Thanks @Arnoldokoth for the tests. Yes it seems the "incremental" backup is significantly smaller and faster than a full backup. But it's not fully clear to me what's happening internally and what backup file we need for a restore. Documentation around the incremental backup feature is quite limited. Also the output of backup jobs is very limited (when leaving the CRON=1 parameter).

If I run the same command, without INCREMENTAL=yes and without PREVIOUS_BACKUP=1679875463_2023_03_27_15.7.8 I get a similar sized additional backup file in even less time:

time /usr/bin/gitlab-backup create STRATEGY=copy GZIP_RSYNCABLE=yes SKIP=db,uploads,builds,artifacts,lfs,terraform_state,registry,pages,packages GITLAB_BACKUP_MAX_CONCURRENCY=4 GITLAB_BACKUP_MAX_STORAGE_CONCURRENCY=1 PREVIOUS_BACKUP=1679961868_2023_03_28_15.7.8

real    2m9.635s
user    2m34.140s
sys     1m5.647s

If I run incremental backups without the SKIP parameter, I get a full backup:

time /usr/bin/gitlab-backup create STRATEGY=copy GZIP_RSYNCABLE=yes GITLAB_BACKUP_MAX_CONCURRENCY=4 GITLAB_BACKUP_MAX_STORAGE_CONCURRENCY=1 INCREMENTAL=yes
real    58m6.713s
user    48m1.385s
sys     9m50.958s

So I'm not sure what benefit we have in running incremental backups if we just end up with a dedicated repository backup.
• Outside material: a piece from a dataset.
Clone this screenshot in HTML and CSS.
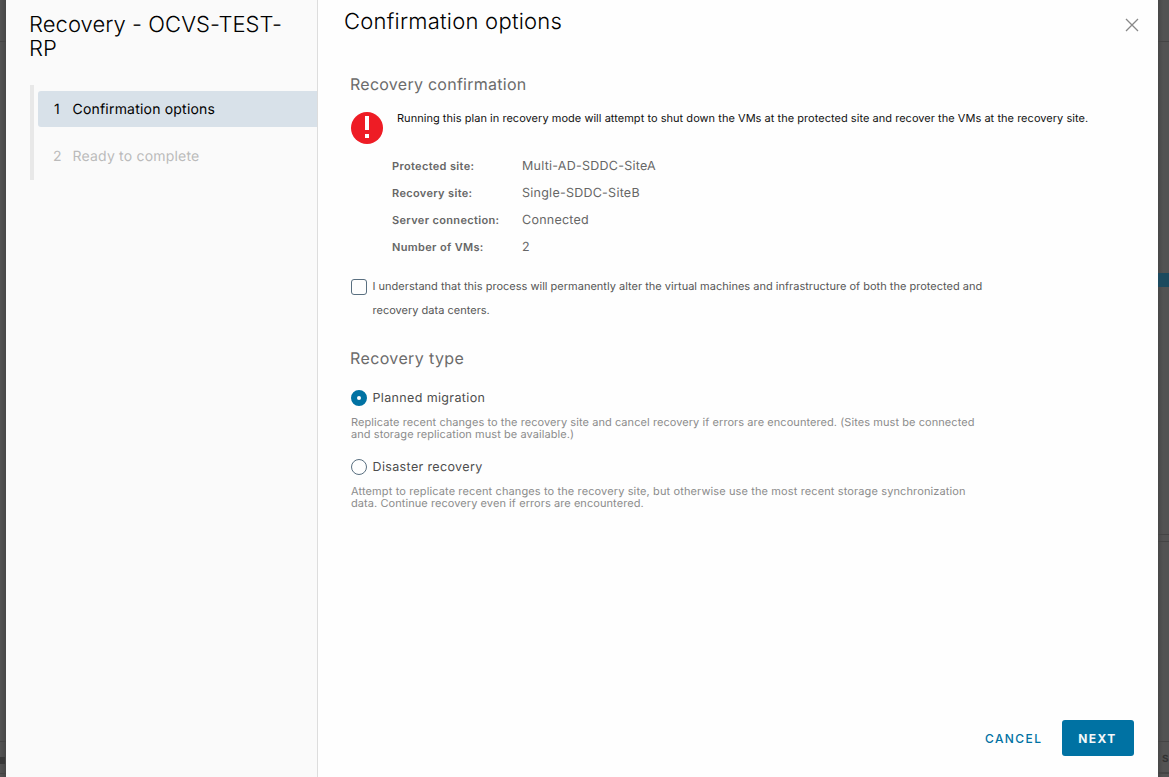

Maybe you can do some more tests regarding restore of the backup. So how do we restore a incremental backup in comparison to a full backup? And what files do we need for a restore?

I think doing more frequent repository backups is still a good idea. But I don't understand the benefits of incremental backups at the moment instead of just backing up repositories (like discussed in T316935).

Yeah, I've also poked around and I'm not really seeing the value of incremental backups at the moment... It only works with repositories as you said,,, I tested this on the cloud instance. I created a normal backup, created a new repository then created a backup. I also went through the content of said backup and of course, it only contained repositories. So I think this would be viable if it supported all the objects.

I think we can close this for now.

Then let's close the task and focus on T316935.